Kate gave me a book about writing for my birthday, Chapter By Chapter by Heather Sellers. Generally I find books about writing to be a waste of time for a writer; most of them say essentially the same things, and once you’ve read one, you’ve pretty much read the rest. If you’re trying to be a writer, your time is better spent writing than reading about writing. Till now, I’ve recommended only two books to writers looking for advice, The War of Art by Steven Pressfield and On Writing by Stephen King.
Chapter By Chapter is now on that list, and not just because it came to me via hot redhead. Kate chose well; Sellers has some fresh perspectives on the work, and her book has been useful to me as I try to figure these things out.
One chapter proved pertinent to this post, the one about “positioning.” Sellers defines positioning as preparing to do the work, mentally and physically, in advance, so that when it’s time to get to work you can just sit down and write. Part of this is making a routine of connecting with your project every evening, thinking about the next day’s writing, staying involved. The other part of it is making sure you’re physically set up in advance so you don’t have to waste time gathering materials and setting up when you sit down to write again.
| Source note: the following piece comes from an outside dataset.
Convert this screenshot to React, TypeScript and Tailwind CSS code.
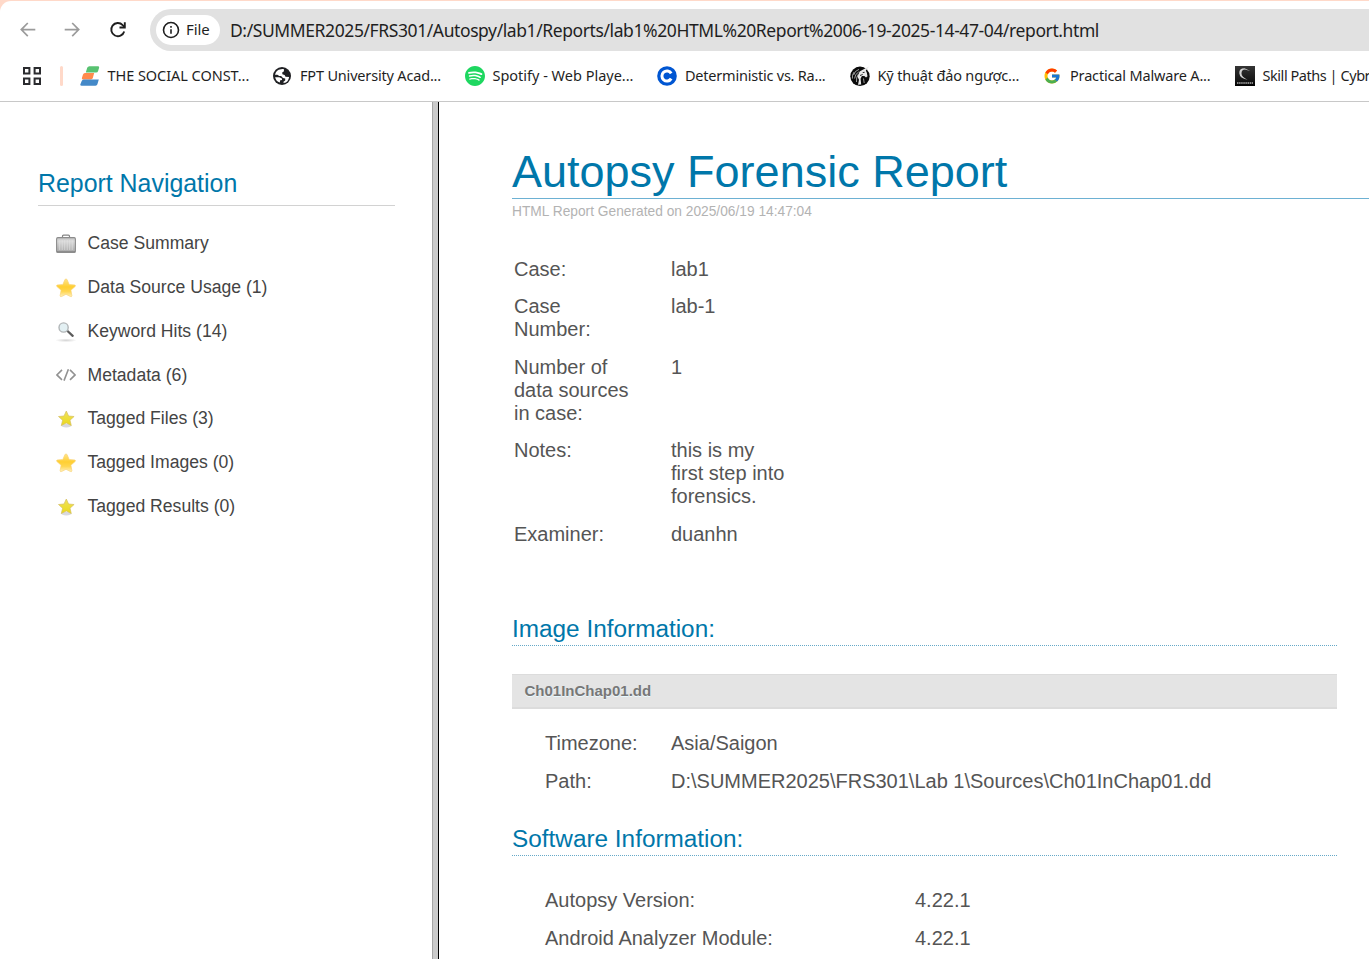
import React from "react";
import { FcGoogle } from "react-icons/fc";
import { SiSpotify } from "react-icons/si";

const BackIcon = () => (
  <svg className="h-5 w-5 shrink-0" viewBox="0 0 20 20" fill="none" stroke="#9b9b9b" strokeWidth="1.7">
    <path d="M17.3 9.6H3.4M9.8 3 3.3 9.6l6.5 6.6" />
  </svg>
);

const ForwardIcon = () => (
  <svg className="h-5 w-5 shrink-0" viewBox="0 0 20 20" fill="none" stroke="#9b9b9b" strokeWidth="1.7">
    <path d="M2.7 9.6h13.9M10.2 3l6.5 6.6-6.5 6.6" />
  </svg>
);

const ReloadIcon = () => (
  <svg className="h-5 w-5 shrink-0" viewBox="0 0 20 20" fill="none" stroke="#1f1f1f" strokeWidth="1.9">
    <path d="M16.2 11.4a6.6 6.6 0 1 1-1.5-6.3l2 2" />
    <path d="M16.8 2.2v5.3h-5.3" />
  </svg>
);

const InfoIcon = () => (
  <svg className="h-[18px] w-[18px] shrink-0" viewBox="0 0 18 18" fill="none" stroke="#1f1f1f">
    <circle cx="9" cy="9" r="7.5" strokeWidth="1.6" />
    <path d="M9 8.2v4.6M9 5.1v1.7" strokeWidth="1.6" />
  </svg>
);

const AppsIcon = () => (
  <svg className="h-[18px] w-[18px] shrink-0" viewBox="0 0 18 18" fill="none" stroke="#2a2b2e" strokeWidth="2">
    <path d="M1 1h5.4v5.4H1zM11.6 1H17v5.4h-5.4zM1 11.6h5.4V17H1zM11.6 11.6H17V17h-5.4z" />
  </svg>
);

const SocialIcon = () => (
  <svg className="h-5 w-5 shrink-0" viewBox="0 0 20 20">
    <path d="M7.2 1.8Q7.8.2 9.4.2h8.8q1.4 0 .9 1.5l-1 3.2q-.4 1.5-2 1.5H5.8z" fill="#58c271" />
    <path d="M3 8.600q.5-1.500 2-1.500h9.200L12.800 12q-.4 1.400-1.900 1.400H3.200q-1.800 0-1.300-1.500z" fill="#ff8a4c" />
    <path d="M1.700 15q.5-1.500 2-1.500h15.100l-1.400 4.800q-.4 1.400-1.900 1.400H1.600q-1.700 0-1.200-1.500z" fill="#4489c8" />
  </svg>
);

const GlobeIcon = () => (
  <svg className="h-5 w-5 shrink-0" viewBox="0 0 20 20">
    <circle cx="10" cy="10" r="9" fill="#202124" />
    <path d="M10.500 3.100h1.300l.2 2.200-1.800 1.100.2 1.800 2.200.7.900 1.800 3.600.2q-.6 5.400-5.500 6.100l-.1-1.300 1.700-1.200v-2l-2.200-.6-1.900-1.900H7.300l-2-1.200H3q.8-4.900 6-5.600z" fill="#fff" />
    <path d="M3.100 11.200h4.200l2.600 1.200.2 1.600-1.900.3-.4 2.300q-3.800-1.300-4.700-5.400z" fill="#fff" />
  </svg>
);

const CourseIcon = () => (
  <svg className="h-5 w-5 shrink-0" viewBox="0 0 20 20">
    <circle cx="10" cy="10" r="9.800" fill="#0056d2" />
    <path d="M14.200 7.400a5 5 0 1 0 0 5.200" fill="none" stroke="#fff" strokeWidth="3" />
  </svg>
);

const DragonIcon = () => (
  <svg className="h-5 w-5 shrink-0" viewBox="0 0 20 20">
    <circle cx="10" cy="10.300" r="9.700" fill="#0b0b0b" />
    <path d="m9.600 5.600 3.600-2L19.400.2l-3.600 4.300 1 2.200.7 3.500-1.500 1.200-1.700-1.500-2.400.1-1.300 2.700.6 5.900-3.200.1 1-5-1.500-3z" fill="#e8e8e8" />
    <path d="M9 3.400Q4.600 4.700 3.600 9.100M8.800 5.800Q5 7.800 4.600 12.500M8.300 8.200Q6 11.500 6.500 16M4 6.100Q1.900 9 2.400 12.600M13.500 12.500l.7 4.500" fill="none" stroke="#ddd" strokeWidth=".7" />
    <path d="m12.700 6.600 1.900-.3M10 9.500l2.700-1" fill="none" stroke="#111" strokeWidth=".9" />
  </svg>
);

const CybraryIcon = () => (
  <svg className="h-5 w-5 shrink-0" viewBox="0 0 20 20">
    <defs>
      <linearGradient id="cy" x1="0" y1="0" x2="0" y2="1">
        <stop offset="0" stopColor="#353535" />
        <stop offset=".7" stopColor="#161616" />
        <stop offset="1" stopColor="#000" />
      </linearGradient>
    </defs>
    <path d="M0 0h20v20H0z" fill="url(#cy)" />
    <path d="M15.200 5 9.500 2.200Q4 2.200 4.300 7.300q.5 5 8.200 6.500-6-3-6-6.300Q6.500 3.600 10 3.500z" fill="#d0d0d0" />
    <path d="M2 17h16" stroke="#858585" strokeWidth="2" strokeDasharray="1.500 .6" />
  </svg>
);

const CaseIcon = () => (
  <svg className="h-5 w-5 shrink-0" viewBox="0 0 20 20">
    <defs>
      <linearGradient id="metal" x1="0" y1="0" x2="0" y2="1">
        <stop offset="0" stopColor="#c4c4c4" />
        <stop offset=".25" stopColor="#d9d9d9" />
        <stop offset="1" stopColor="#a9a9a9" />
      </linearGradient>
    </defs>
    <path d="M6.500 3.600V2.200q0-1 1-1h5q1 0 1 1v1.400" fill="none" stroke="#858585" strokeWidth="1.200" />
    <rect x=".6" y="3.600" width="18.800" height="14.600" rx="1.300" fill="url(#metal)" stroke="#8c8c8c" strokeWidth="1.100" />
    <path d="M3.700 6v10M6.200 6v10M8.700 6v10M11.200 6v10M13.700 6v10M16.200 6v10" stroke="#e6e6e6" strokeWidth="1" opacity=".6" />
    <path d="M.6 18h18.800" stroke="#777" strokeWidth="1" />
  </svg>
);

const BigStarIcon = () => (
  <svg className="h-5 w-5 shrink-0" viewBox="0 0 20 20">
    <defs>
      <linearGradient id="gold" x1="0" y1="0" x2="0" y2="1">
        <stop offset="0" stopColor="#ffe48c" />
        <stop offset=".45" stopColor="#ffcf32" />
        <stop offset=".7" stopColor="#ffd650" />
        <stop offset="1" stopColor="#fff0bd" />
      </linearGradient>
    </defs>
    <path d="M10 .9q.8 0 1.300 1.200l1.900 4.400 5.600.5q1.200.4.300 1.500l-4.200 3.700 1 5.500q-.1 1.400-1.500.8L10 16.300l-4.400 2.200q-1.400.6-1.500-.8l1-5.500L.9 8.500Q0 7.400 1.200 7l5.600-.5 1.900-4.400Q9.200.9 10 .9z" fill="url(#gold)" stroke="#f9d47a" strokeWidth=".7" strokeLinejoin="round" />
  </svg>
);

const SmallStarIcon = () => (
  <svg className="h-5 w-5 shrink-0" viewBox="0 0 20 20">
    <defs>
      <linearGradient id="lemon" x1="0" y1="0" x2="0" y2="1">
        <stop offset="0" stopColor="#f0e25c" />
        <stop offset="1" stopColor="#ead91a" />
      </linearGradient>
    </defs>
    <ellipse cx="10.300" cy="16.600" rx="5" ry="1.800" fill="#d9d9df" />
    <path d="m10.300 2 2.300 5 5.500.5-4.100 3.700 1.300 5.400-5-2.700-5 2.700 1.300-5.400-4.100-3.700L8 7z" fill="url(#lemon)" stroke="#d6bf62" strokeWidth=".7" strokeLinejoin="round" />
  </svg>
);

const SearchIcon = () => (
  <svg className="h-5 w-5 shrink-0" viewBox="0 0 20 20">
    <defs>
      <radialGradient id="shade">
        <stop offset="0" stopColor="#d4d4d4" />
        <stop offset="1" stopColor="#fff" />
      </radialGradient>
    </defs>
    <ellipse cx="10" cy="18.300" rx="11" ry="1.900" fill="url(#shade)" />
    <path d="m11.500 9 5.200 4.800" stroke="#5c5c5c" strokeWidth="2.300" strokeLinecap="round" />
    <circle cx="7.600" cy="5.500" r="4.600" fill="#e3f0f3" stroke="#b1b5b7" strokeWidth="1.400" />
  </svg>
);

const CodeIcon = () => (
  <svg className="h-5 w-5 shrink-0" viewBox="0 0 20 20" fill="none" stroke="#929292" strokeWidth="1.600">
    <path d="M6 3.900.9 8.900 6 13.900M14 3.900l5.100 5L14 13.900M12.400 3.200 8 14.600" />
  </svg>
);

const bookmarks = [
  { label: "THE SOCIAL CONST...", icon: <SocialIcon />, text: "tracking-[-0.050px]" },
  { label: "FPT University Acad...", icon: <GlobeIcon />, text: "tracking-[-0.180px]" },
  { label: "Spotify - Web Playe...", icon: <SiSpotify className="h-5 w-5 shrink-0 text-[#1ed760]" />, text: "tracking-[-0.010px]" },
  { label: "Deterministic vs. Ra...", icon: <CourseIcon />, text: "tracking-[-0.220px]" },
  { label: "Kỹ thuật đảo ngược...", icon: <DragonIcon />, text: "tracking-[-0.170px]" },
  { label: "Practical Malware A...", icon: <FcGoogle className="h-[18px] w-5 shrink-0" />, text: "tracking-[-0.170px]" },
  { label: "Skill Paths | Cybr", icon: <CybraryIcon />, text: "tracking-[-0.450px]" },
];

const navItems = [
  { label: "Case Summary", icon: <CaseIcon /> },
  { label: "Data Source Usage (1)", icon: <BigStarIcon /> },
  { label: "Keyword Hits (14)", icon: <SearchIcon /> },
  { label: "Metadata (6)", icon: <CodeIcon /> },
  { label: "Tagged Files (3)", icon: <SmallStarIcon /> },
  { label: "Tagged Images (0)", icon: <BigStarIcon /> },
  { label: "Tagged Results (0)", icon: <SmallStarIcon /> },
];

const caseRows = [
  ["Case:", "lab1"],
  ["Case Number:", "lab-1"],
  ["Number of data sources in case:", "1"],
  ["Notes:", "this is my first step into forensics."],
  ["Examiner:", "duanhn"],
];

const Toolbar = () => (
  <header className="h-[102px] shrink-0 bg-[#ffd9c9] pt-px font-['Noto_Sans','Open_Sans',sans-serif] text-[#1f1f1f]">
    <div className="h-[101px] overflow-hidden rounded-tl-[11px] border-b border-[#c8c8c8] bg-white">
      <div className="flex h-[58px] items-center pl-[18px]">
        <BackIcon />
        <div className="ml-6"><ForwardIcon /></div>
        <div className="ml-[25.500px]"><ReloadIcon /></div>
        <div className="ml-[22.500px] flex h-[42px] flex-1 items-center rounded-l-full bg-[#e1e1e1] pl-1.5">
          <div className="flex h-[30px] w-[64px] items-center rounded-full bg-white pl-1.5">
            <InfoIcon />
            <span className="-mt-px ml-[6px] text-[15px] tracking-[-0.1px]">File</span>
          </div>
          <span className="ml-2.5 whitespace-nowrap text-[17.500px] tracking-[-0.407px]">
            D:/SUMMER2025/FRS301/Autospy/lab1/Reports/lab1%20HTML%20Report%2006-19-2025-14-47-04/report.html
          </span>
        </div>
      </div>
      <div className="flex h-[34px] items-center pl-[23px]">
        <AppsIcon />
        <div className="ml-[19px] h-5 w-[3px] shrink-0 rounded-full bg-[#ffd9c9]" />
        <div className="ml-[16.500px] flex">
          {bookmarks.map((b) => (
            <div key={b.label} className="flex w-[192.500px] shrink-0 items-center">
              {b.icon}
              <span className={`-mt-[2px] ml-2 whitespace-nowrap text-[14.500px] leading-5 ${b.text}`}>{b.label}</span>
            </div>
          ))}
        </div>
      </div>
    </div>
  </header>
);

const Sidebar = () => (
  <nav className="w-[432px] shrink-0 pl-[38px] pt-[66px]">
    <h2 className="h-[38px] w-[357px] border-b border-[#d2d2d2] text-[24.900px] leading-[30px] text-[#07a]">Report Navigation</h2>
    <ul className="pl-[18px] pt-[15px]">
      {navItems.map((n) => (
        <li key={n.label} className="flex h-[43.750px] items-center">
          <div className="pt-[3px]">{n.icon}</div>
          <span className="ml-[11.500px] pt-[1.300px] text-[17.600px] text-[#444]">{n.label}</span>
        </li>
      ))}
    </ul>
  </nav>
);

const SectionTitle = ({ children }: { children: React.ReactNode }) => (
  <h2 className="h-[33px] w-[825px] border-b border-dotted border-[#66a9c8] text-[24.350px] leading-8 text-[#07a]">{children}</h2>
);

const Report = () => (
  <main className="min-w-0 flex-1 pl-[73px] text-[20px] leading-[23px] text-[#555]">
    <h1 className="mt-[43px] h-[54px] border-b border-[#6db1d3] text-[45px] leading-[54px] text-[#07a]">Autopsy Forensic Report</h1>
    <p className="mt-[4px] h-[18px] text-[13.750px] leading-[18px] text-[#b3b3b3]">HTML Report Generated on 2025/06/19 14:47:04</p>
    <div className="mt-[36.500px] flex h-[355.500px] flex-col gap-[14.600px] pl-[2px]">
      {caseRows.map(([k, v]) => (
        <div key={k} className="flex">
          <div className="w-[157px] pr-[40px]">{k}</div>
          <div className="w-[120px]">{v}</div>
        </div>
      ))}
    </div>
    <SectionTitle>Image Information:</SectionTitle>
    <div className="mt-[28px] h-[35px] w-[825px] border-b-2 border-t border-[#dcdcdc] bg-[#e4e4e4] pl-[12.500px] text-[15px] font-bold leading-[32px] text-[#777] [text-shadow:0_1px_0_#e9f9ff]">
      Ch01InChap01.dd
    </div>
    <div className="flex h-[114px] flex-col gap-[15px] pl-[33px] pt-[23px]">
      <div className="flex"><span className="w-[126px]">Timezone:</span><span>Asia/Saigon</span></div>
      <div className="flex"><span className="w-[126px]">Path:</span><span>D:\SUMMER2025\FRS301\Lab 1\Sources\Ch01InChap01.dd</span></div>
    </div>
    <SectionTitle>Software Information:</SectionTitle>
    <div className="flex flex-col gap-[15px] pl-[33px] pt-[33px]">
      <div className="flex"><span className="w-[370px]">Autopsy Version:</span><span>4.22.1</span></div>
      <div className="flex"><span className="w-[370px]">Android Analyzer Module:</span><span>4.22.1</span></div>
    </div>
  </main>
);

export default function App() {
  return (
    <div className="flex h-[959px] w-[1369px] flex-col overflow-hidden bg-white font-['Liberation_Sans',sans-serif]">
      <Toolbar />
      <div className="flex min-h-0 flex-1">
        <Sidebar />
        <div className="w-[7px] shrink-0 border-l border-r border-l-[#a5a5a5] border-r-black bg-[#cbcbcb]" />
        <Report />
      </div>
    </div>
  );
}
For my purposes, this chapter helped me think about the tools I use to write, and my overall approach, physically, to the work. My tools have been sound enough in the past, mostly various sizes of portable computers, but I decided to streamline by going smaller and lighter. After all, unplugging my netbook, putting it and its mouse and cords in my backpack, and booting it up and down are all extra things I have to do, time spent preparing rather than working. Worrying about such trivial actions may seem ridiculous, but when you struggle with depression, little things can be just enough to hold you back. On a bad day, it may seem far too much effort to unplug and get ready. I have days I wish I had a cup of coffee, but never manage to make a pot.
I’m now using an iPad 2, which is on instantly when I need it and has a battery life of 10+ hours (so I neither have to worry about losing power nor about carrying an adaptor and finding a place to plug it in). Using the touch-screen is awesome and I don’t have to carry a mouse. If connected to wifi (and the places I write all have wifi), I can automatically sync files with Dropbox online, making my files accessible from other devices, so I can do some editing on my desktop at home if the mood hits, or capture something on my iPhone that I think of while grocery shopping.
Writing anything lengthy on the touchscreen keyboard is annoying, so I’ve paired my iPad with a nifty gadget called a Zaggmate. It’s a high quality protective case for the iPad, with a built-in Bluetooth keyboard.
It serves as a stand for the iPad, and you can stand the screen in either portrait or landscape position.
The iPad presses securely into the case, making it all one unit, still extremely lightweight; I can pick it up and go, and setup takes less than a minute (and, again, I don’t have to worry about being near a plug).
It’s a delight to use, perfect for cafe’ writing, and I work best at the cafe’. It’s psychologically better for me, because I’m out of the Byrdcave, and even if I don’t talk to anyone, I’m energized by being around other people. Part of my positioning always has to be awareness of my depression and things I might do to defeat it.
I’m currently writing on an app called IA Writer, which has a nice easy interface and looks pleasant on the screen, and also syncs with Dropbox as noted above. It’s fine for basic text, but if I want to get all fancy and modern, using extravagant features like italics or bold, I’m out of luck. So I’m considering switching to a more powerful word processing app, like Pages or QuickOffice HD, but I’m gonna wait for now. I doubt I’ll be writing much fiction in the month ahead, since I’ll be going through the ECT zapper three times a week.
But when I do start back up, here’s my basic positioning:
I’ll write a minimum of 500 words a day, with a goal of 1000.
I’ll write every day, or I may take Sundays off (since my son, who splits his week between my place and his mom’s, is always with me on Sundays).
I’ll write on my iPad, and generally will just need to grab it and my brainstorming notebook and head out the door.
I’ll write at the cafe’. Alternately, if necessary, I’ll write at the kitchen table or at our table outside if the weather’s good.
Every evening, I’ll revisit the writing I did that day, look over my notes, and make sure I have a good idea of what the work the next day will focus on.